Aim of the exercise
All lines below must be repeated exactly, with the pictures omitted.

Supplied material
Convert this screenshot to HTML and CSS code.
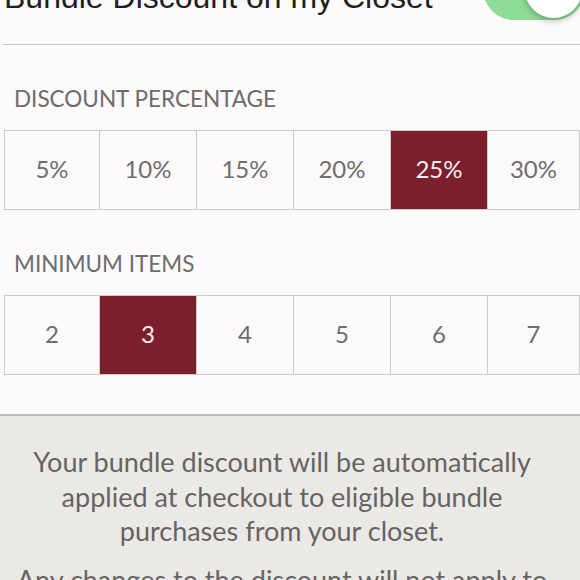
FILE: index.html
```html
<!DOCTYPE html>
<html lang="en">

<head>
  <meta charset="UTF-8" />
  <meta name="viewport" content="width=device-width, initial-scale=1.0" />
  <title>Bundle Discount</title>
  <link rel="stylesheet" href="styles.css">
</head>

<body>
  <div class="pagina">
    <div class="cabecalho">
      <div class="titulo">Bundle Discount on my Closet</div>
      <div class="chave"><span class="bolinha"></span></div>
    </div>

    <div class="secao">
      <div class="rotulo">DISCOUNT PERCENTAGE</div>
      <div class="opcoes">
        <div class="opcao">5%</div>
        <div class="opcao">10%</div>
        <div class="opcao">15%</div>
        <div class="opcao">20%</div>
        <div class="opcao ativa">25%</div>
        <div class="opcao">30%</div>
      </div>

      <div class="rotulo">MINIMUM ITEMS</div>
      <div class="opcoes">
        <div class="opcao">2</div>
        <div class="opcao ativa">3</div>
        <div class="opcao">4</div>
        <div class="opcao">5</div>
        <div class="opcao">6</div>
        <div class="opcao">7</div>
      </div>
    </div>

    <div class="rodape">
      <p>Your bundle discount will be automatically applied at checkout to eligible bundle purchases from your closet.</p>
      <p>Any changes to the discount will not apply to bundles that have already been created.</p>
    </div>
  </div>
</body>

</html>
```

FILE: styles.css
```css
body,
html {
  margin: 0;
  padding: 0;
  height: 100%;
  background-color: #fcfafb;
  overflow: hidden;
}

.pagina {
  margin-top: -42px;
}

.cabecalho {
  display: flex;
  align-items: center;
  justify-content: space-between;
  margin-left: 3px;
  margin-right: -5px;
  padding-bottom: 24px;
  border-bottom: 1px solid #c6c4c4;
}

.titulo {
  font-family: 'Liberation Sans', Arial, sans-serif;
  font-size: 32px;
  color: #1e1e1e;
  padding: 17px 0 0 1px;
  white-space: nowrap;
}

.chave {
  flex-shrink: 0;
  width: 102px;
  height: 62px;
  border-radius: 31px;
  background-color: #8fdc97;
  display: flex;
  align-items: center;
  justify-content: flex-end;
  padding: 0 3px;
  box-sizing: border-box;
}

.bolinha {
  width: 57px;
  height: 57px;
  border-radius: 50%;
  background-color: #fff;
  box-shadow: 0 3px 6px rgba(0, 0, 0, 0.25);
}

.secao {
  padding: 0 0 39px 4px;
}

.rotulo {
  font-family: Lato, sans-serif;
  font-size: 22.5px;
  color: #6d6b6b;
  padding: 40px 0 18px 10px;
}

.opcoes {
  display: grid;
  grid-template-columns: 95px repeat(4, 97px) 1fr;
  height: 80px;
  border: 1px solid #cdcaca;
  box-sizing: border-box;
}

.opcao {
  display: flex;
  align-items: center;
  justify-content: center;
  padding-bottom: 4px;
  font-family: Lato, sans-serif;
  font-size: 24px;
  color: #6f6d6d;
  border-right: 1px solid #cdcaca;
}

.opcao:last-child {
  border-right: none;
}

.opcao.ativa {
  background-color: #7c1f2d;
  color: #f6eef0;
}

.rodape {
  background-color: #ebe9e5;
  border-top: 2px solid #bdbbbb;
  padding: 29px 28px 0 12px;
  text-align: center;
  font-family: Lato, sans-serif;
  font-size: 27px;
  line-height: 34.5px;
  color: #666462;
  height: 300px;
}

.rodape p {
  margin: 0 0 14px;
}
```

Worked solution
Convert this screenshot to HTML and CSS code.
FILE: index.html
```html
<!DOCTYPE html>
<html lang="en">

<head>
  <meta charset="UTF-8" />
  <meta name="viewport" content="width=device-width, initial-scale=1.0" />
  <title>Bundle Discount</title>
  <link rel="stylesheet" href="styles.css">
</head>

<body>
  <div class="pagina">
    <div class="cabecalho">
      <div class="titulo">Bundle Discount on my Closet</div>
      <div class="chave"><span class="bolinha"></span></div>
    </div>

    <div class="secao">
      <div class="rotulo">DISCOUNT PERCENTAGE</div>
      <div class="opcoes">
        <div class="opcao">5%</div>
        <div class="opcao">10%</div>
        <div class="opcao">15%</div>
        <div class="opcao">20%</div>
        <div class="opcao ativa">25%</div>
        <div class="opcao">30%</div>
      </div>

      <div class="rotulo">MINIMUM ITEMS</div>
      <div class="opcoes">
        <div class="opcao">2</div>
        <div class="opcao ativa">3</div>
        <div class="opcao">4</div>
        <div class="opcao">5</div>
        <div class="opcao">6</div>
        <div class="opcao">7</div>
      </div>
    </div>

    <div class="rodape">
      <p>Your bundle discount will be automatically applied at checkout to eligible bundle purchases from your closet.</p>
      <p>Any changes to the discount will not apply to bundles that have already been created.</p>
    </div>
  </div>
</body>

</html>
```

FILE: styles.css
```css
body,
html {
  margin: 0;
  padding: 0;
  height: 100%;
  background-color: #fcfafb;
  overflow: hidden;
}

.pagina {
  margin-top: -42px;
}

.cabecalho {
  display: flex;
  align-items: center;
  justify-content: space-between;
  margin-left: 3px;
  margin-right: -5px;
  padding-bottom: 24px;
  border-bottom: 1px solid #c6c4c4;
}

.titulo {
  font-family: 'Liberation Sans', Arial, sans-serif;
  font-size: 32px;
  color: #1e1e1e;
  padding: 17px 0 0 1px;
  white-space: nowrap;
}

.chave {
  flex-shrink: 0;
  width: 102px;
  height: 62px;
  border-radius: 31px;
  background-color: #8fdc97;
  display: flex;
  align-items: center;
  justify-content: flex-end;
  padding: 0 3px;
  box-sizing: border-box;
}

.bolinha {
  width: 57px;
  height: 57px;
  border-radius: 50%;
  background-color: #fff;
  box-shadow: 0 3px 6px rgba(0, 0, 0, 0.25);
}

.secao {
  padding: 0 0 39px 4px;
}

.rotulo {
  font-family: Lato, sans-serif;
  font-size: 22.5px;
  color: #6d6b6b;
  padding: 40px 0 18px 10px;
}

.opcoes {
  display: grid;
  grid-template-columns: 95px repeat(4, 97px) 1fr;
  height: 80px;
  border: 1px solid #cdcaca;
  box-sizing: border-box;
}

.opcao {
  display: flex;
  align-items: center;
  justify-content: center;
  padding-bottom: 4px;
  font-family: Lato, sans-serif;
  font-size: 24px;
  color: #6f6d6d;
  border-right: 1px solid #cdcaca;
}

.opcao:last-child {
  border-right: none;
}

.opcao.ativa {
  background-color: #7c1f2d;
  color: #f6eef0;
}

.rodape {
  background-color: #ebe9e5;
  border-top: 2px solid #bdbbbb;
  padding: 29px 28px 0 12px;
  text-align: center;
  font-family: Lato, sans-serif;
  font-size: 27px;
  line-height: 34.5px;
  color: #666462;
  height: 300px;
}

.rodape p {
  margin: 0 0 14px;
}
```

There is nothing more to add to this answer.